The storm prompted the National Weather Service to issue a blizzard warning for a huge swath of the Midwest stretching from eastern Colorado to Wisconsin’s Lake Michigan shoreline, including virtually all of Iowa.

The declaration warned of snow accumulations of up to 12 inches, complemented by 25- to 35-mph winds that will occasionally gust to 45 to 50 mph.

Oh goody.

The storm will race into western Illinois, the weather service said. Rain will quickly change to snow as the storm advances northeast, with the heaviest snow occurring overnight.

“Snow drifts several feet deep will be possible given the strong winds,” the blizzard warning states.
Wrapping around the blizzard warning on the north, south and east is a winter storm warning, which will be no picnic either. The winds won’t be quite as strong, but residents should expect a strong dose of rain, sleet and snow, with a few hail-packing thunderstorms thrown in for good measure.
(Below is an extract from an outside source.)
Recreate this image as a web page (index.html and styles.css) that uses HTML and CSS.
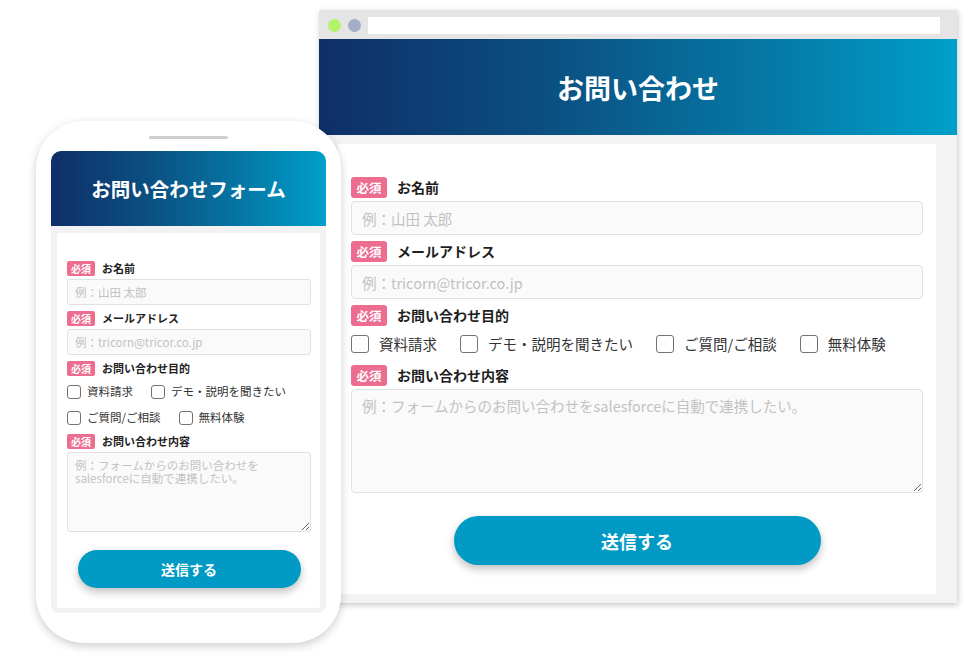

Hmmm…what about my neck of the woods?

The “intense cyclone” will crawl across the Great Lakes region Thursday and slog into northern New England by Friday evening, the National Weather Service predicted.

Ugh…just what I needed.

I have three longer reads for you on the possible motivations behind mass shootings. I haven’t read any of these carefully yet, so I’m not sure if I’ll agree with the conclusions.

Scientific American is highlighting an article from 2007: Deadly Dreams: What Motivates School Shootings? The article focuses on the revenge fantasies of young shooters.

A Time article from July (written after the Aurora theater shootings) asks about “The Overwhelming Maleness of Mass Homicide.”

At Alternet: “What Is it About Men That They’re Committing These Horrible Massacres?”

I’ll be reading these articles after I publish this post. Let me know what you think.

Finally, Senators Diane Feinstein and John McCain are “condemning” the new movie about the killing of Osama bin Laden, Zero Dark Thirty for falsely suggesting that torture led investigators to bin Laden’s hideout.

Now what are you reading and blogging about today?